Some lines in the listing below may include the string "components". How many are there? Give only the number.

---------- Supplied material ----------

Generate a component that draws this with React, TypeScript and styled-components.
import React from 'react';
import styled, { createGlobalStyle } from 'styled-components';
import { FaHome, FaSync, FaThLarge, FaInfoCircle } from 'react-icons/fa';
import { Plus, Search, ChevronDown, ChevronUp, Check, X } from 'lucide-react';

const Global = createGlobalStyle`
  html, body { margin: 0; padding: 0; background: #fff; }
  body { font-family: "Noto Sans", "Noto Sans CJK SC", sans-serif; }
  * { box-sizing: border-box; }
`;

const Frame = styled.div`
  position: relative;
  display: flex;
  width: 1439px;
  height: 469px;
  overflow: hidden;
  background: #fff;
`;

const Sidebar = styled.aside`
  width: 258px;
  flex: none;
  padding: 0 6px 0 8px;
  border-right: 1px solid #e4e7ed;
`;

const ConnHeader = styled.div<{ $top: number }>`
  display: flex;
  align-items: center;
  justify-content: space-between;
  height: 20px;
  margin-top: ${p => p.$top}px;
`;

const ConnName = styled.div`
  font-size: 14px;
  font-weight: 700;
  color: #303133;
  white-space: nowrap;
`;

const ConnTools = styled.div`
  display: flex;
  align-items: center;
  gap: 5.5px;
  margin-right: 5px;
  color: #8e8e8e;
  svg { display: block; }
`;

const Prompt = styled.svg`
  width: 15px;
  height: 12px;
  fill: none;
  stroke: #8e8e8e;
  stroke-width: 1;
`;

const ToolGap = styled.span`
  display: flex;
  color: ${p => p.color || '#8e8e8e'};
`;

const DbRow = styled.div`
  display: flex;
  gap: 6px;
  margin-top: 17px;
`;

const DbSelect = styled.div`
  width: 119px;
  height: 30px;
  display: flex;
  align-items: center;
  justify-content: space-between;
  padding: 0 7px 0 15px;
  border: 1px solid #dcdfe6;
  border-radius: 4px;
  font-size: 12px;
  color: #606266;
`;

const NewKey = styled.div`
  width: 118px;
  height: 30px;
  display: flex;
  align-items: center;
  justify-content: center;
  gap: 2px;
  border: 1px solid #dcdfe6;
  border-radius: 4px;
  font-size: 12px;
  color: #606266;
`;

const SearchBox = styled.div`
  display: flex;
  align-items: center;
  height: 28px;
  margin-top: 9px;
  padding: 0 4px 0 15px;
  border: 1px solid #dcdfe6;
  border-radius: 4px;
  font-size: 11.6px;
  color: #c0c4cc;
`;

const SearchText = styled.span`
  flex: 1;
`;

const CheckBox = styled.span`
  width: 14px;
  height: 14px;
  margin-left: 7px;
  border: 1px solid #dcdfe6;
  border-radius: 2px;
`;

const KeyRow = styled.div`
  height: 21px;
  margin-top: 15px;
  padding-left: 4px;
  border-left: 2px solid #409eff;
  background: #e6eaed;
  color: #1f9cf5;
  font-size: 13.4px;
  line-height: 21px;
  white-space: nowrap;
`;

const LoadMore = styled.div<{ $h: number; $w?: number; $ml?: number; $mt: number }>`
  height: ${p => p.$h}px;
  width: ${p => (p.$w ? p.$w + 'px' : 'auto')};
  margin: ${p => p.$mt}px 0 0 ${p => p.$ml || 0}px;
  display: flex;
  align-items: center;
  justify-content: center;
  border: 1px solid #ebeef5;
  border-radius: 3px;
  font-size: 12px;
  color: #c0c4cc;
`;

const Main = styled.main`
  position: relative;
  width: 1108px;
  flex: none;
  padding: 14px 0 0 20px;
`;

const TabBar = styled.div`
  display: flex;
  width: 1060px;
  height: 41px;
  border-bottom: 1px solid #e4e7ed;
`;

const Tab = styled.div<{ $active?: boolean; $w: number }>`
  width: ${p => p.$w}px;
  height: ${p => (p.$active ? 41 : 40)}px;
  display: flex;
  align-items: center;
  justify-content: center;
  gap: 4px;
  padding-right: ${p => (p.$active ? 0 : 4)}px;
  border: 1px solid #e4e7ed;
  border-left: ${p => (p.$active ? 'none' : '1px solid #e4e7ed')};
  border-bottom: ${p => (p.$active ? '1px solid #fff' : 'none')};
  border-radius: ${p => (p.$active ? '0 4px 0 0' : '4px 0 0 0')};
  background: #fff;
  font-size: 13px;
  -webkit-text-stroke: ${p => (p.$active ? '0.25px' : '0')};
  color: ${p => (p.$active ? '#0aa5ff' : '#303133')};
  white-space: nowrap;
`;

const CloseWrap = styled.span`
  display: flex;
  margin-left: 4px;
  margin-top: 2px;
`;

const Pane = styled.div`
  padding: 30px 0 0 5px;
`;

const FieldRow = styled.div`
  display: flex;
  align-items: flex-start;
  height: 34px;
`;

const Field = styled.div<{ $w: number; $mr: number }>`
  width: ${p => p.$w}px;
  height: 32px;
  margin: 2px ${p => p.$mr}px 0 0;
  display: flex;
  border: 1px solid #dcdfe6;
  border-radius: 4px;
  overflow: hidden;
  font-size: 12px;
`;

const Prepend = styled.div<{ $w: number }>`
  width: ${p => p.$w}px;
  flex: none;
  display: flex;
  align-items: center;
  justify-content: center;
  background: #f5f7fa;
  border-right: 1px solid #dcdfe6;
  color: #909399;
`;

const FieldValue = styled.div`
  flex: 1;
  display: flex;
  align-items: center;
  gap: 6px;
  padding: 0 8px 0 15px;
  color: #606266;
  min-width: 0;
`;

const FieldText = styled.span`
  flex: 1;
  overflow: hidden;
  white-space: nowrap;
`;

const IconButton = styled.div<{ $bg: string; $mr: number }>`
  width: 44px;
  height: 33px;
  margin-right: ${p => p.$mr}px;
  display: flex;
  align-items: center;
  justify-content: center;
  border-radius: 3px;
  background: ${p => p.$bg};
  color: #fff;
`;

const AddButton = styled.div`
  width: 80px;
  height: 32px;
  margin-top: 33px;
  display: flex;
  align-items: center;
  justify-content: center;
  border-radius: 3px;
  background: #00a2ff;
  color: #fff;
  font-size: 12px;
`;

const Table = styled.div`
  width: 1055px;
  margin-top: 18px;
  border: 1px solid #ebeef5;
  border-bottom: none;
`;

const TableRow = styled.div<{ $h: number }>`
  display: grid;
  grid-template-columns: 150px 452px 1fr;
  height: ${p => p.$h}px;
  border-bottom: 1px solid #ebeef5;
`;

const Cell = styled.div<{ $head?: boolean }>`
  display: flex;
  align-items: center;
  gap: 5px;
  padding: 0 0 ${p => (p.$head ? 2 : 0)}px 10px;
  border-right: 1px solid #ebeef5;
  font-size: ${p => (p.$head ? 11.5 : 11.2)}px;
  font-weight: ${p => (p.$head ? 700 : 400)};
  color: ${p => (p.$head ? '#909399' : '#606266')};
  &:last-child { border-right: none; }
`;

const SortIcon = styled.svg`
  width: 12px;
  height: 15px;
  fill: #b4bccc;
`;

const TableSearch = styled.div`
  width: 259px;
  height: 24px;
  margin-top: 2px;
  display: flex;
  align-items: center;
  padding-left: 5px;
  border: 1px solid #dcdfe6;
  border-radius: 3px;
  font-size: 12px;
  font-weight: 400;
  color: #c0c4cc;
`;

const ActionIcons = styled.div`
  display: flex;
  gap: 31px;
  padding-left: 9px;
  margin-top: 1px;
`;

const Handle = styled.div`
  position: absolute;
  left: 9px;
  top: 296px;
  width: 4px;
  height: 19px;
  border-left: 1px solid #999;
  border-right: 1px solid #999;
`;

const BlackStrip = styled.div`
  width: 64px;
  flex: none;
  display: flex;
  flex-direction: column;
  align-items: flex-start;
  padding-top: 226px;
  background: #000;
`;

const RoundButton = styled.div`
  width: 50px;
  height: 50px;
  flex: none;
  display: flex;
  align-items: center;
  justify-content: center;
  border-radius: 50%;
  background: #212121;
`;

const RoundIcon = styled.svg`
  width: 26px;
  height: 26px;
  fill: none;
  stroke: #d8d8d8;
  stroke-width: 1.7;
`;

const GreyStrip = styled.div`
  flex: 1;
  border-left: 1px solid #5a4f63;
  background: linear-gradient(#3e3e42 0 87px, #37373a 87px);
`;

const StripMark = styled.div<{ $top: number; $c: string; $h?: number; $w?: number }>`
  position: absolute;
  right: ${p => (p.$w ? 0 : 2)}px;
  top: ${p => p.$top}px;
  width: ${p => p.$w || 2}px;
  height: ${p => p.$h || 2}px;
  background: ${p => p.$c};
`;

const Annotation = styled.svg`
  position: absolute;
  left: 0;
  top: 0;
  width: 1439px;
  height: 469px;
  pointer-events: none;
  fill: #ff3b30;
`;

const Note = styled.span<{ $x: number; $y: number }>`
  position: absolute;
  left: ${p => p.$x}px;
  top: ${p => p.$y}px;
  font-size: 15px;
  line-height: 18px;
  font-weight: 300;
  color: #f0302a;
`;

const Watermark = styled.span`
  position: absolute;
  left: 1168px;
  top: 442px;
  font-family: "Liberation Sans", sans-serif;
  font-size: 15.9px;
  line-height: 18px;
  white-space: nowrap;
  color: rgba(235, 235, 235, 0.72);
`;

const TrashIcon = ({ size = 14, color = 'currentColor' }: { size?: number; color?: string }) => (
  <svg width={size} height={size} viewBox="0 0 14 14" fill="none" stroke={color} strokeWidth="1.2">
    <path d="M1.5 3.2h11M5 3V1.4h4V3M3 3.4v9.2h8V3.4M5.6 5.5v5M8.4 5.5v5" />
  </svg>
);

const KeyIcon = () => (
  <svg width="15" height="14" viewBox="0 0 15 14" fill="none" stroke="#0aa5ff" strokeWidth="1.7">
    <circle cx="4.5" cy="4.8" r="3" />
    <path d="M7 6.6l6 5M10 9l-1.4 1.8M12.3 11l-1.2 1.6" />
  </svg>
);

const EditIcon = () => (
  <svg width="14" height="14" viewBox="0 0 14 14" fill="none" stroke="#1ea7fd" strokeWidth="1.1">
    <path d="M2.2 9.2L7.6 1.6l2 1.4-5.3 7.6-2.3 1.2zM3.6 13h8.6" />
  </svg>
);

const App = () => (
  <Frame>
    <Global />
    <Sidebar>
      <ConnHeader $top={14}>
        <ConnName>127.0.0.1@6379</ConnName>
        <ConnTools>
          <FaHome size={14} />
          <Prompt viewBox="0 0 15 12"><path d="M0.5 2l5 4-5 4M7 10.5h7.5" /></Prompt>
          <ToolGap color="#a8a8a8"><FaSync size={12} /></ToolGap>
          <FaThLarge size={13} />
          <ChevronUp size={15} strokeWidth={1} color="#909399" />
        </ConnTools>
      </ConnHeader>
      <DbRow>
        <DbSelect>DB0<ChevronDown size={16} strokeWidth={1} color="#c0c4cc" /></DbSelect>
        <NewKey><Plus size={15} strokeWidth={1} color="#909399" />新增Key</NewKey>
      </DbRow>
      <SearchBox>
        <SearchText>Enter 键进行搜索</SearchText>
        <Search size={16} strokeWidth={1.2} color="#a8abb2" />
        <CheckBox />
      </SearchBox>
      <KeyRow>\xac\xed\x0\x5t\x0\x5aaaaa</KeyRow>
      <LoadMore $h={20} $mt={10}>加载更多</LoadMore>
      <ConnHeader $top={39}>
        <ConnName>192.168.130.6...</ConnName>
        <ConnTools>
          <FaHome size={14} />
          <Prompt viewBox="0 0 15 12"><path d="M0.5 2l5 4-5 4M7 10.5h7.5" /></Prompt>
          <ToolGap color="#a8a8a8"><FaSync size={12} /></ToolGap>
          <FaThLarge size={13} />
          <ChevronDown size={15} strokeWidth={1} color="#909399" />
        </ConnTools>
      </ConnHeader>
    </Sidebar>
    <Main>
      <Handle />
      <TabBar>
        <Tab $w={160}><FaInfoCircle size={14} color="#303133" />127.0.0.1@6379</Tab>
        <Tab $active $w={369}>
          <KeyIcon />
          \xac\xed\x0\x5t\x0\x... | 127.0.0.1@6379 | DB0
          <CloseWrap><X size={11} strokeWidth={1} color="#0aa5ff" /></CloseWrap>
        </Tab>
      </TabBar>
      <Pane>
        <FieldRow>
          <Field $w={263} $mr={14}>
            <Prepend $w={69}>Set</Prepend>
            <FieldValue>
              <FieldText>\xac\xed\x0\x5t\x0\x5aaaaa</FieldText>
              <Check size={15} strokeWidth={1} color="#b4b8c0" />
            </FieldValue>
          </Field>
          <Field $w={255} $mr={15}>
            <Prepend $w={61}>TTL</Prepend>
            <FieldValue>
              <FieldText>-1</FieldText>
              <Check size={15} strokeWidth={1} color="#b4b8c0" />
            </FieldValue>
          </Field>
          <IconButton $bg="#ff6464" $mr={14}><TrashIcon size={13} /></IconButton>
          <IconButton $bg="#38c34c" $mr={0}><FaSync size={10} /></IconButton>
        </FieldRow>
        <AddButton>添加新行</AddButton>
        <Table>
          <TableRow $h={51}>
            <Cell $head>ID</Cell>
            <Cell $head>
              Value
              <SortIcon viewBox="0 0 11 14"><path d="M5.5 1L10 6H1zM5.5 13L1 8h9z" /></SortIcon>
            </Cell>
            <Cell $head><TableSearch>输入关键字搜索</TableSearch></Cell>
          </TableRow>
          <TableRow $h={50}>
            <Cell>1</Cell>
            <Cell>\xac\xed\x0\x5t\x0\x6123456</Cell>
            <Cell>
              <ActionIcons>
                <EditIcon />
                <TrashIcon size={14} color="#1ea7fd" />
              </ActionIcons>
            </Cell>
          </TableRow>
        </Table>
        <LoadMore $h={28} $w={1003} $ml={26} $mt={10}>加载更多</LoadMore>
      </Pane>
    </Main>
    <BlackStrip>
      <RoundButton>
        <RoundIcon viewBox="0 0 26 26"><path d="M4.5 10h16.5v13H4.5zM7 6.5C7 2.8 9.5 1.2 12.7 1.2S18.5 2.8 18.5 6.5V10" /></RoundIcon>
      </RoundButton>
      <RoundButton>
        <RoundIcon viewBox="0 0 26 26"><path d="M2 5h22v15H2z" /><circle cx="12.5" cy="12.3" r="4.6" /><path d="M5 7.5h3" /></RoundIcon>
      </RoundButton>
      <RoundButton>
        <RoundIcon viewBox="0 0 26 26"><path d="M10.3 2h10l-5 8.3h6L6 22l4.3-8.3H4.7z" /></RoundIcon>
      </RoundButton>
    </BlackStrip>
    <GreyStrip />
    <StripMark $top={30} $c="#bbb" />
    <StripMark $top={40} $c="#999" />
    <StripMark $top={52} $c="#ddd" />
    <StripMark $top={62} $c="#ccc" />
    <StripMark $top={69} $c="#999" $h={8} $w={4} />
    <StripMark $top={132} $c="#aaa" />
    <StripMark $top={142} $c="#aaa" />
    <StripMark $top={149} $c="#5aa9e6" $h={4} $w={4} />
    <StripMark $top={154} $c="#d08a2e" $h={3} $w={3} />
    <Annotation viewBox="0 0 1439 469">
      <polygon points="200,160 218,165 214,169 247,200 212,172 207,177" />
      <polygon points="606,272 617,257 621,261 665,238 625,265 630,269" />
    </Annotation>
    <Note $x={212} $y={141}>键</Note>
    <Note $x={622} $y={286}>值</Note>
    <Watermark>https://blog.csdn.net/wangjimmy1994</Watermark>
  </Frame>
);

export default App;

----------

Worked solution:
2